Monday, March 26, 2007

We had a slow-cooked dinner yesterday: Spring Lamb and Flageolet Beans, Beer-Rye Bread, Hashed Brussels Sprouts with Poppy Seeds and Lemon, and Baked Spelt Pudding.

Beer bread, brussels sprouts, lamb and beans

The lamb and beans took about 4 hours to cook in a 300F oven after bringing to a boil (2 hours covered, 2 hours uncovered). It turned out soupier and blander than I was imagining, but a squeeze of lemon juice right before serving helped make it better. Still, I expected more from my pretty Rancho Gordo flageolet beans. I still hold out hope that someday I'll make a really excellent bean dish. I just haven't found the right recipe (well, there are these awesome baked beans, but they don't really showcase the beans).

The bread turned out pretty well. The recipe came from a recent issue of Sunset, which featured our favorite hometown brewery, New Belgium. Way to go, you guys! The bread was faintly sweet, flavored with rye and caraway. I was surprised that it had retained some of the beer flavor (I used New Belgium Springboard, a seasonal ale brewed with wormwood, goji berries, and schisandra). It would've been even better slathered with butter or cream cheese.

I wanted to like the Brussels sprouts, but they turned out a little bitter and uninteresting. I'm guessing I either cooked them too long or used Brussels sprouts that were past their prime (but they were from the farmers' market, so that's something!). Were I to try it again, I might try this version, since butter makes everything taste better.

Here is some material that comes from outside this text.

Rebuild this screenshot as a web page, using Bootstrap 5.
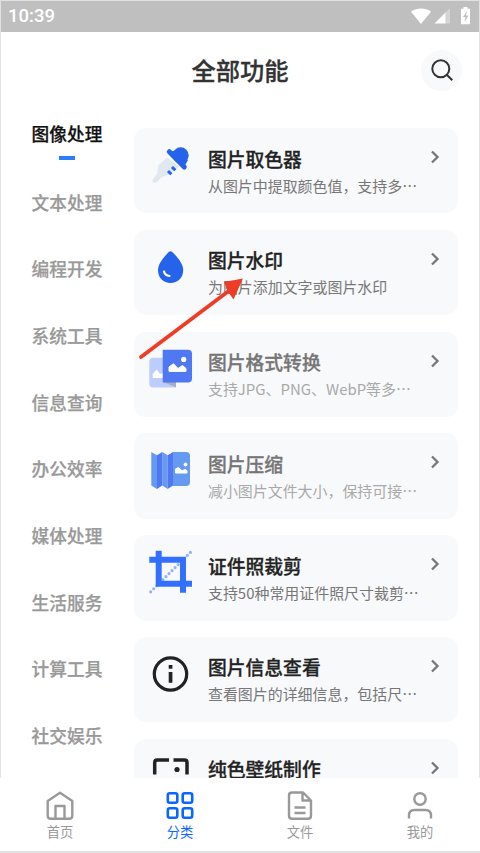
<!DOCTYPE html>
<html lang="zh-CN">
<head>
<meta charset="utf-8">
<meta name="viewport" content="width=device-width, initial-scale=1">
<title>全部功能</title>
<link href="https://cdn.jsdelivr.net/npm/bootstrap@5.3.0/dist/css/bootstrap.min.css" rel="stylesheet">
<style>
body{font-family:"Noto Sans CJK SC",sans-serif;background:#fff;color:#222;height:853px;overflow:hidden}
.screen{height:853px;border:1px solid #e1e1e1;border-bottom-width:2px}
.status{height:31px;background:#bfbfbf;padding:0 8px 0 7px;font:500 18.5px/31px Roboto,sans-serif;color:#fff}
.top-title{height:85px;display:grid;grid-template-columns:1fr auto 1fr;padding:0 17px 9px;align-items:center}
.top-title h1{font-size:24.3px;font-weight:500;line-height:36px;color:#333;-webkit-text-stroke:.3px}
.find{width:41px;height:41px;background:#f8f9fb}
.content{height:661px}
.side{width:132px;padding-top:3px}
.side a{height:66.65px;font-size:17.7px;font-weight:500;line-height:26px;color:#999;text-decoration:none;-webkit-text-stroke:.25px}
.side a.active{color:#111;height:48.5px;line-height:27px}
.side a.active::after{content:"";width:16px;height:4px;background:#2b7fff;margin-top:8.5px}
.tools{width:326px;padding:11px 1px 0;gap:16.4px}
.tool{height:85.4px;border-radius:12px;background:#f8f9fb;padding:15px 18px 0 14px}
.tool .pic{width:44px;height:44px}
.tool .words{width:222px;margin-left:16px;padding-top:1.5px}
.tool h2{font-size:18.8px;font-weight:500;line-height:27px;color:#222;margin:0;-webkit-text-stroke:.3px}
.tool p{font-size:14.95px;line-height:27px;color:#777;margin:0}
.tool .go{width:10px;height:16px;margin-top:6px}
.tool.faded h2{color:#757575}.tool.faded p{color:#a9a9a9}
.tabs{height:73px;background:#fff;padding-top:10px;margin:0 -1px}
.tabs a{color:#999;font-size:13.3px;line-height:20px;text-decoration:none}
.tabs a.active{color:#0a66ff}
.pointer{left:130px;top:270px}
</style>
<script src="https://cdn.jsdelivr.net/npm/bootstrap@5.3.0/dist/js/bootstrap.bundle.min.js"></script>
</head>
<body>
<svg class="d-none"><symbol id="chev" viewBox="0 0 10 16"><path d="M2 2.500 7.500 8 2 13.500" fill="none" stroke="#777" stroke-width="2.300"/></symbol></svg>
<div class="screen d-flex flex-column position-relative">
<header class="status d-flex justify-content-between align-items-center flex-shrink-0"><span>10:39</span>
<svg width="62" height="20" viewBox="0 0 62 20" fill="#fff"><path d="M2 4.700C7.500.3 16.500.3 22 4.700L12 17Z"/><path d="M41 1v15.500H36.500V5.500Z" opacity=".35"/><path d="M25.500 16.500 36.500 5.500v11Z"/><path d="M52 1.800h2.500V0h4v1.800H61v15.400h-9Z"/><path d="m58 4-4 6h2.500l-1 5 4-6.500H57Z" fill="#bfbfbf"/></svg></header>
<div class="top-title flex-shrink-0"><span></span><h1 class="m-0">全部功能</h1>
<button class="find btn p-0 border-0 rounded-circle d-flex align-items-center justify-content-center ms-auto" aria-label="搜索"><svg width="24" height="24" viewBox="0 0 24 24" fill="none" stroke="#333" stroke-width="2"><circle cx="10.800" cy="10.800" r="8.500"/><path d="m17 17 5.300 5.300"/></svg></button></div>
<main class="content d-flex overflow-hidden flex-shrink-0">
<nav class="side d-flex flex-column flex-shrink-0">
<a class="active d-flex flex-column align-items-center" href="#">图像处理</a>
<a class="d-flex align-items-center justify-content-center flex-shrink-0" href="#">文本处理</a><a class="d-flex align-items-center justify-content-center flex-shrink-0" href="#">编程开发</a><a class="d-flex align-items-center justify-content-center flex-shrink-0" href="#">系统工具</a><a class="d-flex align-items-center justify-content-center flex-shrink-0" href="#">信息查询</a><a class="d-flex align-items-center justify-content-center flex-shrink-0" href="#">办公效率</a><a class="d-flex align-items-center justify-content-center flex-shrink-0" href="#">媒体处理</a><a class="d-flex align-items-center justify-content-center flex-shrink-0" href="#">生活服务</a><a class="d-flex align-items-center justify-content-center flex-shrink-0" href="#">计算工具</a><a class="d-flex align-items-center justify-content-center flex-shrink-0" href="#">社交娱乐</a>
</nav>
<section class="tools d-flex flex-column">
<article class="tool d-flex flex-shrink-0"><svg class="pic" viewBox="0 0 44 44"><path d="M19 14.500 10.500 22 9 31l-4 5q-1.500 3 .5 3.500 2 .5 3.500-.8l5-4.700 8-2.500L31 23.500Z" fill="#e2e8f0"/><circle cx="32.700" cy="12.300" r="8" fill="#2563eb"/><path d="M21.300 8.700 36.300 24" stroke="#2563eb" stroke-width="5" stroke-linecap="round"/><path d="m22 9 6-2 12 10-4 7Z" fill="#2563eb"/><path d="m20 28 3.300 3.300m.7-7.300 3.300 3.300" stroke="#2563eb" stroke-width="3"/></svg>
<div class="words"><h2>图片取色器</h2><p class="text-nowrap">从图片中提取颜色值，支持多⋯</p></div><svg class="go ms-auto"><use href="#chev"/></svg></article>
<article class="tool d-flex flex-shrink-0"><svg class="pic" viewBox="0 0 44 44"><path d="M24 6.800q-1.500-1.300-3 0C16 12 10 18.500 10 25.200c0 8 5.500 12.700 12.500 12.700S35.200 33.200 35.200 25.200C35.200 18.500 29 11.500 24 6.800Z" fill="#2563eb"/><path d="M16 26.500q1 4 5.500 4.500" fill="none" stroke="#fff" stroke-width="2.200" stroke-linecap="round"/></svg>
<div class="words"><h2>图片水印</h2><p class="text-nowrap">为图片添加文字或图片水印</p></div><svg class="go ms-auto"><use href="#chev"/></svg></article>
<article class="tool faded d-flex flex-shrink-0"><svg class="pic" viewBox="0 0 44 44"><path d="M15 10.700H5.300q-4 0-4 4v21.700q0 4 4 4H28L15 35Z" fill="#becdff"/><path d="M4.700 31v-4l4-4.500L12 27l3-1v5Z" fill="#fff"/><path d="M14.700 35H28v5.400Z" fill="#a2adc9"/><path d="M14.700 2.700H40q4 0 4 4v24.700q0 4-4 4H14.700Z" fill="#4f78f2"/><path d="M21 24.400V20l4.500-3.300 4.500 4.800 4.500-3 3.500 3v2.900Z" fill="#fff" stroke="#fff" stroke-linejoin="round"/><circle cx="35.700" cy="12.400" r="2.600" fill="#fff"/></svg>
<div class="words"><h2>图片格式转换</h2><p class="text-nowrap">支持JPG、PNG、WebP等多⋯</p></div><svg class="go ms-auto"><use href="#chev"/></svg></article>
<article class="tool faded d-flex flex-shrink-0"><svg class="pic" viewBox="0 0 44 44"><path d="M25 4h13q4 0 4 4v26q0 4-4 4H25Z" fill="#669af1"/><path d="m3.300 4 5.700 3.300V41l-5.700-3.500ZM14.300 4l5.400 3.300V41l-5.400-3.500Z" fill="#669af1"/><path d="M9 7.300 14.300 4v33.500L9 41ZM19.700 7.300 25 4v33.500L19.700 41Z" fill="#4f78f2"/><path d="M27.500 25v-4l3-1.500L34 22.800l3-1.300 2 1V25Z" fill="#fff" stroke="#fff" stroke-linejoin="round"/><circle cx="37.500" cy="16.500" r="1.900" fill="#fff"/></svg>
<div class="words"><h2>图片压缩</h2><p class="text-nowrap">减小图片文件大小，保持可接⋯</p></div><svg class="go ms-auto"><use href="#chev"/></svg></article>
<article class="tool d-flex flex-shrink-0"><svg class="pic" viewBox="0 0 44 44"><path d="M2.700 41.800 43 1.800" stroke="#92b2ff" stroke-width="3.200" stroke-linecap="round" stroke-dasharray="0 4.300"/><path d="M1.300 9.800H35v33M10.700.8v33H44" fill="none" stroke="#3370ff" stroke-width="6"/></svg>
<div class="words"><h2>证件照裁剪</h2><p class="text-nowrap">支持50种常用证件照尺寸裁剪⋯</p></div><svg class="go ms-auto"><use href="#chev"/></svg></article>
<article class="tool d-flex flex-shrink-0"><svg class="pic" viewBox="0 0 44 44"><circle cx="22.500" cy="22" r="16.200" fill="none" stroke="#222" stroke-width="3.200"/><path d="M20.700 13h3.700v3.700h-3.700Zm0 7h3.700v10.800h-3.700Z" fill="#222"/></svg>
<div class="words"><h2>图片信息查看</h2><p class="text-nowrap">查看图片的详细信息，包括尺⋯</p></div><svg class="go ms-auto"><use href="#chev"/></svg></article>
<article class="tool d-flex flex-shrink-0"><svg class="pic" viewBox="0 0 44 44"><path d="M6.700 20.500V8.400q0-2.500 2.500-2.500H21m4.500 0h11q2.500 0 2.500 2.500v12.100M6.700 24v12.500q0 2.500 2.500 2.500H21m4.500 0h11q2.500 0 2.500-2.500V24" fill="none" stroke="#222" stroke-width="3.500"/><circle cx="29" cy="15.500" r="2.600" fill="#222"/><path d="m10 33 8-9 5 6 4-6 8 9Z" fill="#222"/></svg>
<div class="words"><h2>纯色壁纸制作</h2></div><svg class="go ms-auto"><use href="#chev"/></svg></article>
</section></main>
<nav class="tabs row g-0 text-center flex-shrink-0">
<a class="col d-flex flex-column align-items-center" href="#"><svg width="34" height="34" viewBox="0 0 34 34" fill="none" stroke="currentColor" stroke-width="2.400" stroke-linejoin="round"><path d="M4.700 13 17 4.800 29.300 13v14.700q0 3-3 3H7.700q-3 0-3-3ZM12.500 30V18h9v12"/></svg><span>首页</span></a>
<a class="active col d-flex flex-column align-items-center" href="#"><svg width="34" height="34" viewBox="0 0 34 34" fill="none" stroke="currentColor" stroke-width="2.600"><rect x="4.800" y="5.300" width="9.500" height="9.500" rx="2"/><rect x="19.700" y="5.300" width="9.500" height="9.500" rx="2"/><rect x="4.800" y="20.200" width="9.500" height="9.500" rx="2"/><rect x="19.700" y="20.200" width="9.500" height="9.500" rx="2"/></svg><span>分类</span></a>
<a class="col d-flex flex-column align-items-center" href="#"><svg width="34" height="34" viewBox="0 0 34 34" fill="none" stroke="currentColor" stroke-width="2.400" stroke-linejoin="round"><path d="M9 4.500h11l8 8v15.200q0 3-3 3H9q-3 0-3-3V7.500q0-3 3-3ZM19.500 5v7.500H28M11.500 19.500h11m-11 5.500h11"/></svg><span>文件</span></a>
<a class="col d-flex flex-column align-items-center" href="#"><svg width="34" height="34" viewBox="0 0 34 34" fill="none" stroke="currentColor" stroke-width="2.400"><circle cx="17" cy="11" r="5.700"/><path d="M6 30.500v-3q0-5.500 5.500-5.500h11q5.500 0 5.500 5.500v3"/></svg><span>我的</span></a>
</nav>
<svg class="pointer position-absolute" width="120" height="95" viewBox="0 0 120 95"><path d="M10 86 99 19" stroke="#ee3d27" stroke-width="3.800" stroke-linecap="round"/><path d="M112 7.500 93 11l3.500 9 6 8.500Z" fill="#ee3d27"/></svg>
</div>
</body>
</html>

I was excited about the pudding because I had been craving rice pudding, and it let me use more spelt as well as a whole bottle of Straus 2% milk (it's too expensive for everyday milk, so it's a treat when I get to use it in recipes). I made it in a loaf pan in our toaster oven, and it took a little under 3 hours to bake. When it was done, I spooned it into our recently acquired set of 351 1/2 Hall custard cups (from eBay, inspired by this outing) and chilled it.

Baked spelt pudding

The pudding turned out denser and firmer than I'd expected. Well set--like it had been thickened with gelatin (when really it was just ground up spelt and long, slow baking that thickened it). I was hoping for a creamier texture, but this stuff was hearty and a little chewy. Although it wasn't what I was expecting, I liked it. It's unique, and eating it makes me feel healthy! However, it didn't satisfy my rice pudding cravings. I've got my eye on these three recipes, and I'd better try one of them soon, since it won't be rice pudding season for much longer.

I also made another batch of Classic Brownies to use up the leftover butter and chocolate from the Tahoe trip. Most of them went to work with me today and were well received by my coworkers. I let the brownies cool for the full 2 hours this time, and they cut more cleanly, though there was still some crumbling. It seems that people prefer pecan-topped brownies to plain, since on both occasions the plain brownies lasted longer. I always thought most people didn't like brownies with nuts, but I guess that's not the case. They're yummy, either way (as the sign indicates).

Classic brownies

Sunday, April 1, 2007

Kozo Paper Quilt

I bought some cute scraps from Kozo back in December. I wanted to be able to enjoy them every day, so I made a little paper quilt using small pieces of the paper. I cut 1.75 x 2.5-inch rectangles (and a few larger pieces) and sewed them together with a 1/4-inch seam allowance. Unfortunately, some of the pieces got a little puckered, so it doesn't look totally smooth, but it's good enough. Now I can enjoy the monkeys and bunnies every time I go into our guest room!